I miss my mother. I’ve been wanting to call her the past couple of hours. It has been tough. I never thought I would miss her phone calls asking what I was doing or where I was. I came straight home after seeing my barber. I had no plans today. I might go south of Boston tomorrow to visit my cousin. It’s been a long time since we last saw each other. I hope I don’t get a migraine because of the rain. I told my cousin it will depend on how I feel. I am glad they are understanding. I hate canceling at last minute because I don’t feel well. But that is life with chronic illness.

Got no gas so here is a giraffe pic

Giraffe winking

I got no brain cells today as I was up most of the night. I just couldn’t sleep. Ankle was hurting most of the night and most of today. Stupid crps. Gonna have a cup of coffee soon so I can listen to the game tonight. Not planning on sleeping so I’ll probably be tired 🤪

Euphoria hit me today

Just got my haircut. Little boy on the bus was staring at me and I was wondering if he was thinking I was a boy or girl and had to stop myself.
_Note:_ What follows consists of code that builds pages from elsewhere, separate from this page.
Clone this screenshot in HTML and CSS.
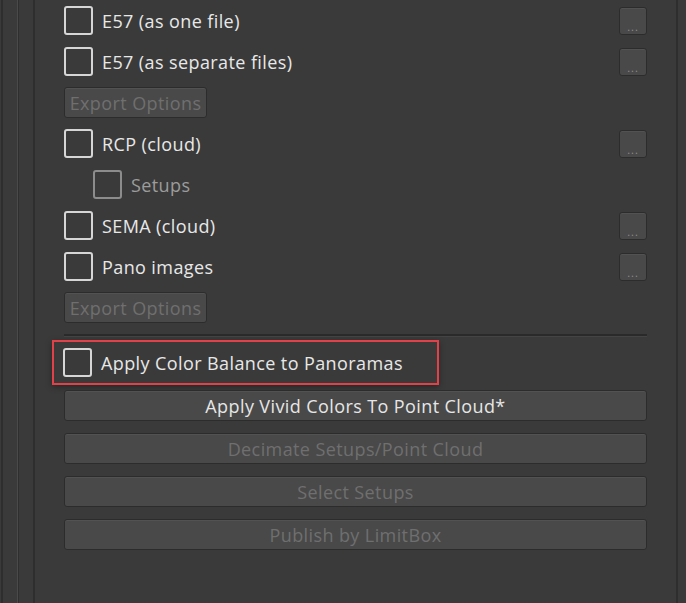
FILE: index.html
```html
<!DOCTYPE html>
<html lang="en">
  <head>
    <meta charset="UTF-8" />
    <meta name="viewport" content="width=device-width, initial-scale=1.0" />
    <title>Export</title>
    <link rel="stylesheet" href="styles.css">
  </head>
  <body>
    <div class="rail"></div>
    <div class="panel">
      <div class="row">
        <label class="check"><span class="box"></span>E57 (as one file)</label>
        <button class="more">...</button>
      </div>
      <div class="row">
        <label class="check"><span class="box"></span>E57 (as separate files)</label>
        <button class="more">...</button>
      </div>
      <div class="row">
        <button class="small-btn" disabled>Export Options</button>
      </div>
      <div class="row">
        <label class="check"><span class="box"></span>RCP (cloud)</label>
        <button class="more">...</button>
      </div>
      <div class="row sub">
        <label class="check muted"><span class="box"></span>Setups</label>
      </div>
      <div class="row">
        <label class="check"><span class="box"></span>SEMA (cloud)</label>
        <button class="more">...</button>
      </div>
      <div class="row">
        <label class="check"><span class="box"></span>Pano images</label>
        <button class="more">...</button>
      </div>
      <div class="row">
        <button class="small-btn" disabled>Export Options</button>
      </div>

      <div class="separator"></div>

      <div class="highlight">
        <label class="check"><span class="box"></span>Apply Color Balance to Panoramas</label>
      </div>

      <div class="actions">
        <button class="wide-btn">Apply Vivid Colors To Point Cloud*</button>
        <button class="wide-btn" disabled>Decimate Setups/Point Cloud</button>
        <button class="wide-btn" disabled>Select Setups</button>
        <button class="wide-btn" disabled>Publish by LimitBox</button>
      </div>
    </div>
  </body>
</html>
```

FILE: styles.css
```css
body {
  margin: 0;
  height: 603px;
  overflow: hidden;
  background: #3a3a3a;
  font-family: "Open Sans", "Noto Sans", sans-serif;
  font-size: 18px;
  letter-spacing: 0.4px;
  color: #e8e8e8;
  display: flex;
}

/* nested frame edges on the left */
.rail {
  width: 35px;
  flex-shrink: 0;
  background: linear-gradient(to right,
    #3a3a3a 0, #3a3a3a 1px,
    #2e2e2e 1px, #2e2e2e 3px,
    #3a3a3a 3px, #3a3a3a 17px,
    #4a4a4a 17px, #4a4a4a 18px,
    #2f2f2f 18px, #2f2f2f 19px,
    #3a3a3a 19px, #3a3a3a 33px,
    #2e2e2e 33px, #2e2e2e 35px);
}

.panel {
  width: 643px;
  padding: 0 29px;
  box-sizing: border-box;
  border-right: 2px solid #2e2e2e;
  flex-shrink: 0;
}

.row {
  height: 41px;
  display: flex;
  align-items: center;
  justify-content: space-between;
}

.row.sub {
  padding-left: 29px;
}

.check {
  display: flex;
  align-items: center;
  gap: 9px;
}

.box {
  width: 25px;
  height: 25px;
  border: 2px solid #d6d6d6;
  border-radius: 3px;
}

.check.muted {
  color: #9c9c9c;
}

.check.muted .box {
  border-color: #8c8c8c;
}

button {
  font-family: inherit;
  letter-spacing: inherit;
  background: #494949;
  border: 1px solid #2c2c2c;
  border-radius: 3px;
  box-shadow: inset 0 1px 0 #525252;
  color: #e6e6e6;
  padding: 0;
}

button:disabled {
  color: #6f6f6f;
}

.more {
  width: 28px;
  height: 28px;
  font-size: 11px;
  line-height: 1;
  color: #8c8c8c;
  padding-top: 12px;
  letter-spacing: 1px;
}

.small-btn {
  width: 143px;
  height: 31px;
  font-size: 18px;
}

.separator {
  height: 2px;
  margin-top: 6px;
  background: #2a2a2a;
  border-bottom: 1px solid #444;
}

.highlight {
  display: inline-flex;
  margin: 3px 0 0 -12px;
  padding: 6px 34px 6px 9px;
  border: 2px solid #e3414a;
  box-shadow: 0 2px 6px rgba(0, 0, 0, 0.35);
}

.actions {
  display: flex;
  flex-direction: column;
  gap: 12px;
  margin-top: 5px;
}

.wide-btn {
  height: 31px;
  font-size: 18px;
}
```
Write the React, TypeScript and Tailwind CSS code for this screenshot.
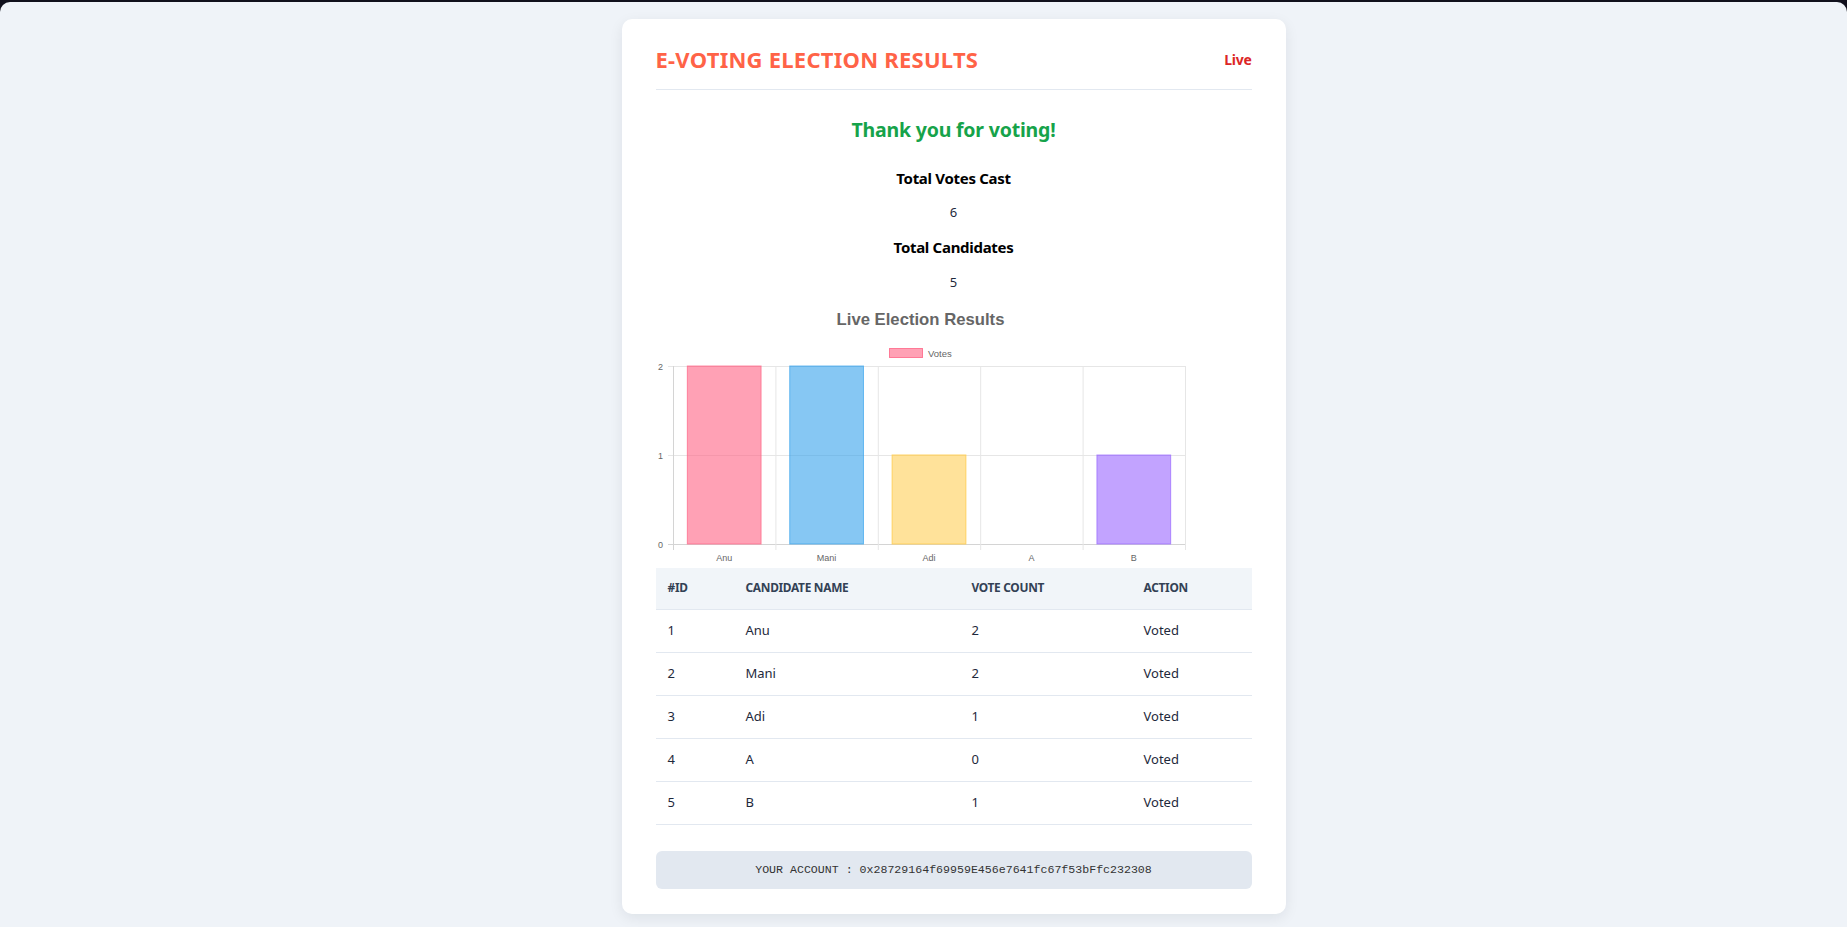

I am a boy and I nearly wept as my chest was throbbing. The euphoria was finally hitting me. I wondered if I would ever feel it since my mother’s death. I looked at my photo I took and posted on an FTM support groups. A member said they see a grown man, complete with a male hairline. I am losing my hair and the pic kind of looks like a comb over that my sister pointed out. I don’t care. I still think I look good. I have issues with my body. My stomach is giving me such dysphoria since the binders have been off. I haven’t gained weight but I haven’t lost any either, which is frustrating. I have been cutting calories to no effect. I know I haven’t been active either but it’s a slippery slope with my foot. Any big active days such as walking more than 5 blocks hurts me. My limit is 0.4 miles, anything more than that and I am in pain.

Today has been a rough day due to headaches. I woke up a couple times after dreaming with them. I told my psychiatris about it and he doesn’t have answers. I need to see a neurologist. I had one. I need to call to see if I still do. I had a skipped appt with her back when I was catatonic so don’t know if they kicked me out because of it. It has been thundering and downpouring the past couple of hours so my head hurts. Not sure if it is a migraine or not. I need a nap. I am tired.

My internet was not connecting well today so m psychiatrist called me. We talked about meds. He wants to play with my Latuda and I told him we could but I could become psychotic again with a lower dose or stopping it. He wants to bring the Effexor dose up but until I have my neuro appt, he is holding off.

Gonna stop here. My head is hurting too much.